Short and Long Term Benefits for the AUKUS Partnership

In the shorter term, the NDAA also includes enabling legislation for Submarine Rotational Force West (SRF-West) which is scheduled to commence operations at HMAS Stirling from 2027. With the authorisation of the President, on the advice of the Secretary of Defence, the NDAA enables both Australian and British shipyards to perform “any repair or refurbishment” aboard U.S. submarines involved in “submarine security activities” concerning the AUKUS partners.

The NDAA also includes language that allows Australian civilian and military personnel to embed in U.S. submarine and nuclear shipyards in order to up skill.

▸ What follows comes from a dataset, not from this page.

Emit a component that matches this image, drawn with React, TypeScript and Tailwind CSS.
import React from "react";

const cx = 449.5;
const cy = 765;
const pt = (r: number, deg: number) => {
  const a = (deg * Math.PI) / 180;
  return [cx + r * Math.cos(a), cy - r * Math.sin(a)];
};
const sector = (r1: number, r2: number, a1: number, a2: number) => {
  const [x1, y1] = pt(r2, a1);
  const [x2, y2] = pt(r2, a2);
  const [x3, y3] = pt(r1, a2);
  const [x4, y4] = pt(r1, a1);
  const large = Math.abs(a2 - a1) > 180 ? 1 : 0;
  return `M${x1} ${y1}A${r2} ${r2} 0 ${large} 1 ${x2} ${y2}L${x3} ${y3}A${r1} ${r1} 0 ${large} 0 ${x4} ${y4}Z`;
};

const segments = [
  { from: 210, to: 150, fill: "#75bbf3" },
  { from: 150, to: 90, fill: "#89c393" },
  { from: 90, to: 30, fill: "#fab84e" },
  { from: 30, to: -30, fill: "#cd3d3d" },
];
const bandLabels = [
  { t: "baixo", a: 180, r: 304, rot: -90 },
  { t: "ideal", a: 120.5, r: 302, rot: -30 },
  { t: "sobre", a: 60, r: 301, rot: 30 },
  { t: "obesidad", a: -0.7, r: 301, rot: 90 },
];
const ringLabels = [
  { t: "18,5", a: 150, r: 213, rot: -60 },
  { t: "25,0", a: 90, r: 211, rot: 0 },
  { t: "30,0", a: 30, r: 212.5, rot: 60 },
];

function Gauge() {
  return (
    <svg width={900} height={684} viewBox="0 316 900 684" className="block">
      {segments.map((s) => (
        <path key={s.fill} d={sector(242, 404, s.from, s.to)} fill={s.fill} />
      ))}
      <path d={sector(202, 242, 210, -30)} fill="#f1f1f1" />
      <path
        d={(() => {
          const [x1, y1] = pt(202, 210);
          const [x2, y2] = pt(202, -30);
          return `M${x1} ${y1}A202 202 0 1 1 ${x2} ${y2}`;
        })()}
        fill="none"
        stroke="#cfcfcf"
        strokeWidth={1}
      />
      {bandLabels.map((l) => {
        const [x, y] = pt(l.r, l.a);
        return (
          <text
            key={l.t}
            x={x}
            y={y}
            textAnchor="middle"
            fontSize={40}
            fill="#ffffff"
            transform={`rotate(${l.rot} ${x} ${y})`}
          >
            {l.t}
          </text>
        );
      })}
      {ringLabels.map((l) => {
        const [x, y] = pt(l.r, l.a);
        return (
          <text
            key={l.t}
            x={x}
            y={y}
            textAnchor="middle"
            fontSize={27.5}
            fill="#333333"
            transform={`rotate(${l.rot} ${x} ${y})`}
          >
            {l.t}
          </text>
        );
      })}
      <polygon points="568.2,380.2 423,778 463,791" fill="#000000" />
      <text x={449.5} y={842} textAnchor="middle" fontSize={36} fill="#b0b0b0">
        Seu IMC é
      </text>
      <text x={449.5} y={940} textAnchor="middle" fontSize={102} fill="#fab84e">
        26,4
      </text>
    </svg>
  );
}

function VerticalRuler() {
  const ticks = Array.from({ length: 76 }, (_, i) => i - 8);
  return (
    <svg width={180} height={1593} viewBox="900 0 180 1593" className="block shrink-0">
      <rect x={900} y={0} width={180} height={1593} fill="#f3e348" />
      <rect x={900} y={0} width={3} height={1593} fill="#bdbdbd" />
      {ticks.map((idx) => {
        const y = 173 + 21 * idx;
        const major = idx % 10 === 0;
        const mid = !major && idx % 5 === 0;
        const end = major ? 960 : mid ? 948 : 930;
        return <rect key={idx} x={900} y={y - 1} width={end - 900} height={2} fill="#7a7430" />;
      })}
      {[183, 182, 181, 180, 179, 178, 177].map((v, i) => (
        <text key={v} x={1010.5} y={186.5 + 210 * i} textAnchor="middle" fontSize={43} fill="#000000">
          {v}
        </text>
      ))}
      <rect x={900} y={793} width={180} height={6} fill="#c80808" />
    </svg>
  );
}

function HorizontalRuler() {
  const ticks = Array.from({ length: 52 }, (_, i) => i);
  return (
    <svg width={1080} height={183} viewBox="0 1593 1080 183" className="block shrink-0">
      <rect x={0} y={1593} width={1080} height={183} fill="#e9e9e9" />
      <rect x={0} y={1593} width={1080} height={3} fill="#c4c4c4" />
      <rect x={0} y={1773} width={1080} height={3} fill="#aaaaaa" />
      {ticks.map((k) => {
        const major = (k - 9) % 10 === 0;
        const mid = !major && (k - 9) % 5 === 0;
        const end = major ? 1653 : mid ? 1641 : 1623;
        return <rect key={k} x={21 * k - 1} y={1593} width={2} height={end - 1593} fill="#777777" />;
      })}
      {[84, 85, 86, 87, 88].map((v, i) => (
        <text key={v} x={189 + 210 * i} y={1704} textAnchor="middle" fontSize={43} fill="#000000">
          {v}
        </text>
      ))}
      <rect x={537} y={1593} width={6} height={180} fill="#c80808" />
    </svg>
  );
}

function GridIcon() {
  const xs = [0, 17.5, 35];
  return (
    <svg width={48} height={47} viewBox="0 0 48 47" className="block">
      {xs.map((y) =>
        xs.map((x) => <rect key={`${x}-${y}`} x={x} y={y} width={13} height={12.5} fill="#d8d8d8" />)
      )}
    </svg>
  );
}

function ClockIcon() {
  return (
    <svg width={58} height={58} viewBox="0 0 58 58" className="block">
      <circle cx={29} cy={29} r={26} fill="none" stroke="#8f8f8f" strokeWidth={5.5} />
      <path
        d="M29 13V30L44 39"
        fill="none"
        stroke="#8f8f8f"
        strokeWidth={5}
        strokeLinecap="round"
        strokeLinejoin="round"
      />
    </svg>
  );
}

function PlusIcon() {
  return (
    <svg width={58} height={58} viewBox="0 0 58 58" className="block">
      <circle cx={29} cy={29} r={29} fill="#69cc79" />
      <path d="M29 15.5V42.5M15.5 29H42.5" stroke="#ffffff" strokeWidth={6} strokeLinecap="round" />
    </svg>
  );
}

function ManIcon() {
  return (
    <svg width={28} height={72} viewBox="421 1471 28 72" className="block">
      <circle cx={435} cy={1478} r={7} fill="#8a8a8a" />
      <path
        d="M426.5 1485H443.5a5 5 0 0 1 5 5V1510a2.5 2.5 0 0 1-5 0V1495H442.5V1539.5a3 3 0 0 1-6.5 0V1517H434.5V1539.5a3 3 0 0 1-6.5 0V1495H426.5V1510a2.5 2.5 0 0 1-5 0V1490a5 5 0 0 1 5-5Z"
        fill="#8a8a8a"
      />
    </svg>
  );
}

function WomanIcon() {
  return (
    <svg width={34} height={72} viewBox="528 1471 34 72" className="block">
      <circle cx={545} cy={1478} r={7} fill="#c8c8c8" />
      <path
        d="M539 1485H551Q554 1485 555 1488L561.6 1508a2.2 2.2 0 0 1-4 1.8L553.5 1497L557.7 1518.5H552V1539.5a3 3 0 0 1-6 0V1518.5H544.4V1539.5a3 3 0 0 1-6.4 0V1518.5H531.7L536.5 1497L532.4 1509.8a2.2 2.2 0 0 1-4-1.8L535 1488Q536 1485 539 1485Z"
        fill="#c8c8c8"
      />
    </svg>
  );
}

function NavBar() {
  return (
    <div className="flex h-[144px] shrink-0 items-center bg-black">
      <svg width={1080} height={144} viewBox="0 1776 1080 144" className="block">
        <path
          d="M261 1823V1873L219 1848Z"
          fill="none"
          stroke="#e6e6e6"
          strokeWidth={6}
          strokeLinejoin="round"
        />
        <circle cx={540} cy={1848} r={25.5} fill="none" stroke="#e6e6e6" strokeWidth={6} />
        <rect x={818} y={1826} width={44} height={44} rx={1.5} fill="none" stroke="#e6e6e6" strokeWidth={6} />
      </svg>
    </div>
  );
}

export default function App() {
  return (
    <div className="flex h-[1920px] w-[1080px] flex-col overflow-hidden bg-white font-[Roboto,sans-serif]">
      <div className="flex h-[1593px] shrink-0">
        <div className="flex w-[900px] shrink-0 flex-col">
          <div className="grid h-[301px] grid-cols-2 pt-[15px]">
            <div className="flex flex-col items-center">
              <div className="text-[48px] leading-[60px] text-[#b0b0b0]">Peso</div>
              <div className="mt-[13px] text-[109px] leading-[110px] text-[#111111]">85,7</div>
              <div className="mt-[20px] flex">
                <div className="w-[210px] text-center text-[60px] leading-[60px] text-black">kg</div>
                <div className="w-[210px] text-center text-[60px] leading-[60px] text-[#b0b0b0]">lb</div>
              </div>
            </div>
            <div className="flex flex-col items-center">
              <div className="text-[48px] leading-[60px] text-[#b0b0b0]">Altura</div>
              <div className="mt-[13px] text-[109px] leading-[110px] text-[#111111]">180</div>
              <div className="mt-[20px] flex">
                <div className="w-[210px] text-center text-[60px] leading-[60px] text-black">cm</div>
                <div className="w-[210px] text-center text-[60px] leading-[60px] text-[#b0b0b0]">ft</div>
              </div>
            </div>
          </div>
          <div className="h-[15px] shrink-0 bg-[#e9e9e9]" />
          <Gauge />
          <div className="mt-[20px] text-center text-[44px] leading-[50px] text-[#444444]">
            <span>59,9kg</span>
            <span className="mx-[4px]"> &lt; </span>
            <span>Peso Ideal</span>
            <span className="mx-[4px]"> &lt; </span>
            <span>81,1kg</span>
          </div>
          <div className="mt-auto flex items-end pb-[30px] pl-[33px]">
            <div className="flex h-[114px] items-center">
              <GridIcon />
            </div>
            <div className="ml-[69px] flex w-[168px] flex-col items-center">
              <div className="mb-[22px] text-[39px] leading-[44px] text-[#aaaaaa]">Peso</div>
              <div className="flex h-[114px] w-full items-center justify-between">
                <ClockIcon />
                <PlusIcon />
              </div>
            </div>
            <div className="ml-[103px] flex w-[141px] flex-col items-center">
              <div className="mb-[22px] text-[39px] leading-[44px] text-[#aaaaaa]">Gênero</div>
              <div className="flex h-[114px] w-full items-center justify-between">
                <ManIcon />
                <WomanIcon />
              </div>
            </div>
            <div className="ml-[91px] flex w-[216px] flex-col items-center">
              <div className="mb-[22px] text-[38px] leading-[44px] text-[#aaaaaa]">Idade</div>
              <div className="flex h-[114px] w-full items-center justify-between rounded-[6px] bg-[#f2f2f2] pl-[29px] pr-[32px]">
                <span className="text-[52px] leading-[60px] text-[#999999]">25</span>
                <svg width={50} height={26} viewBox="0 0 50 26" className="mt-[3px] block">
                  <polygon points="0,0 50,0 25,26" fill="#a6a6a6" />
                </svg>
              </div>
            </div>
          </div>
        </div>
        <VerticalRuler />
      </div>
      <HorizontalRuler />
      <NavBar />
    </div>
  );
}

The NDAA also establishes an unpredicted mechanism that will allow the U.S. to receive money from Australia for the purposes of uplifting and expanding its submarine industrial base. It creates a “Submarine Security Activities Account” (SSAA) which Australia can deposit money into. Once in the account, money can be transferred to the U.S. Department of Defence to be spent as part of its regular acquisitions budget, or invested in U.S. securities. Australia has previously committed a total of $3 billion U.S. dollars towards boosting the submarine industrial bases of both the U.S. and U.K. to enable future equipment transfers under AUKUS.

ITAR Down Under?

Contingent on Australia passing comprehensive new export control legislation, which will essentially replicate International Traffic in Arms Regulations (ITAR) down under, the NDAA provides for a Canada-level exemption for Australia and the U.K. from certain U.S export control requirements. In addition, it also directs that both Foreign Military Sales and Direct Commercial Sales requests from Australia and the U.K. be expedited, though not at the cost of requests made by Taiwan or Ukraine.

The NDAA also makes Australia and the U.K “domestic sources” for the purposes of the U.S. Defence Production Act, which will enable both countries’ companies access to U.S. federal government grants authorised under that act.

In a statement welcoming the reforms made by the NDAA, Australian Deputy Prime Minister and Minister for Defence, Richard Marles said that he “thanked” Congress for “their support of AUKUS”.